I don’t do things that I tell myself I’d rather be doing when I’m not grading papers. I thought I’d rather be putting the final edits into the collection of letters my Father wrote my Mother when an ocean separated them for most of my third year on planet Earth. That binder has been sitting at the corner of my desk for the better part of this month.

I tell myself I’d rather make a quilt for the upcoming baby shower. I even fantasized about asking the proud soon to be parents for an article of clothing each to include in said quilt. But in fact, I picked fabrics out of my basket, measured the batting, and paired the non-squares I was going to use for the last newborn at the end of the last year, and still haven’t moved the pile from the corner of the room in which it collects dust. Twice a day if not more, I pass by the open closet that keeps my sewing machine safe from use.

So, if I’m not doing what I want, and not doing what I have to, what am I doing? Molting? Wasting time? Growing underground? And, should anything be done about it? Mike Dooley, my much admired, secret and virtual mentor and author of Notes From the Universe, would have a good answer to that question I’m certain. Until I get up the gumption to ask Mike, however, I’ll just keep blogging along.

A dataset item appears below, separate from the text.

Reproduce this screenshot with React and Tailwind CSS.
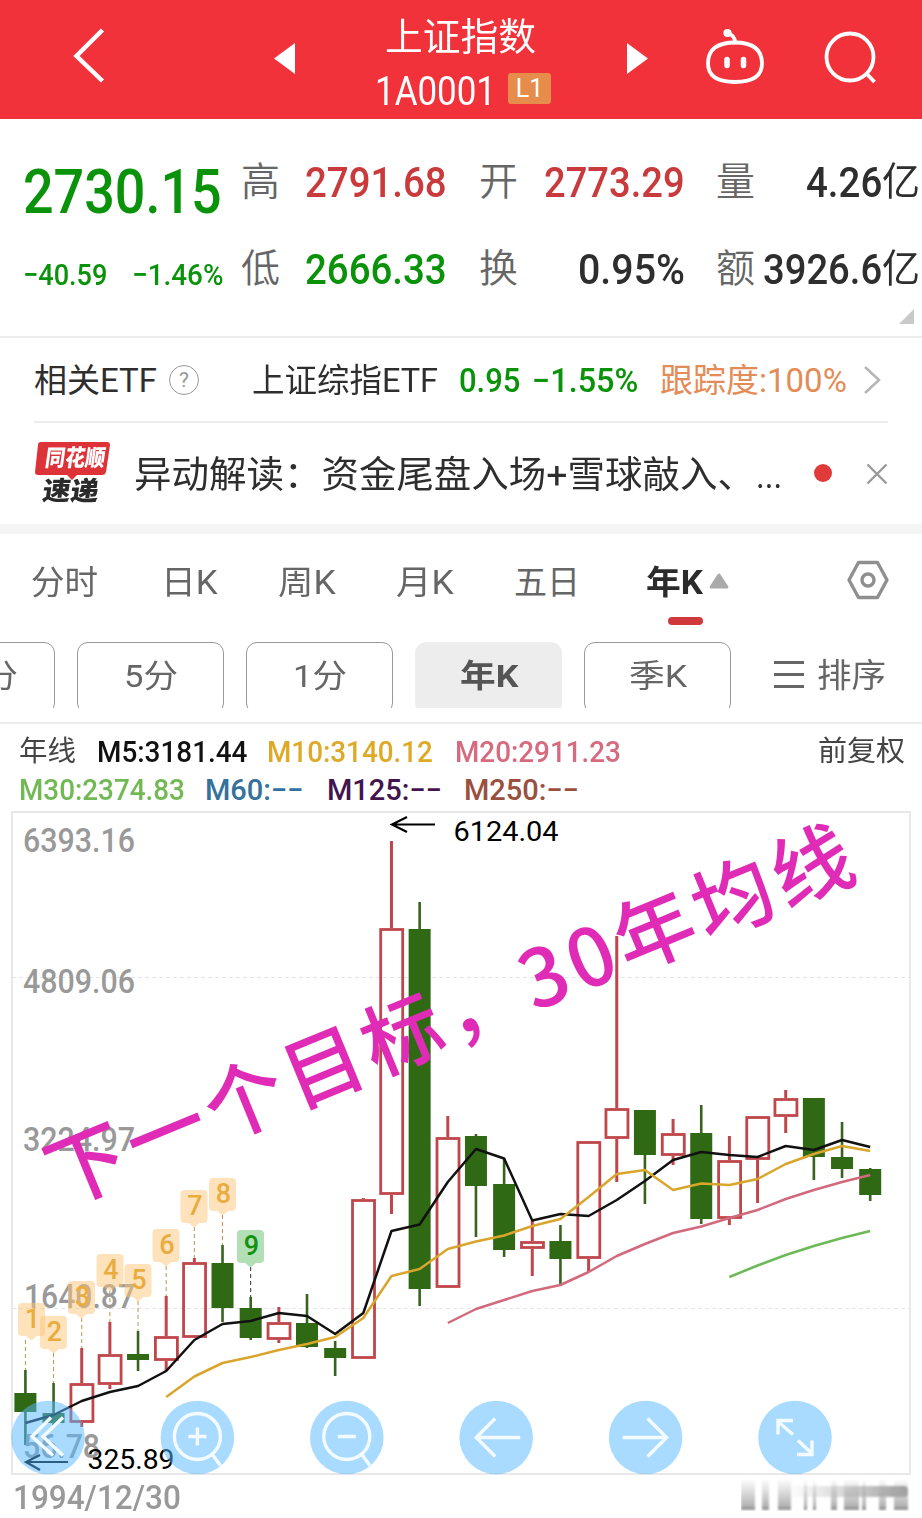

BTW, I did conduct background research for a thesis I’ll be reading / advising, and decide to use Project Happiness‘ 7 Doors as the outline for the bookless Preparatory Composition course that’s due to start after Spring Break. Attempting neither is small potatoes when one steps back and looks at the range of choices available to someone interested in Critically Reflective Teaching and learning though situated in the compromised context of turbo capitalism with the resulting subtle and aggressive oppressions aimed at our lives. I guess what my eyes, mind and heart do when no one’s looking isn’t so bad. Guess I am happy after all.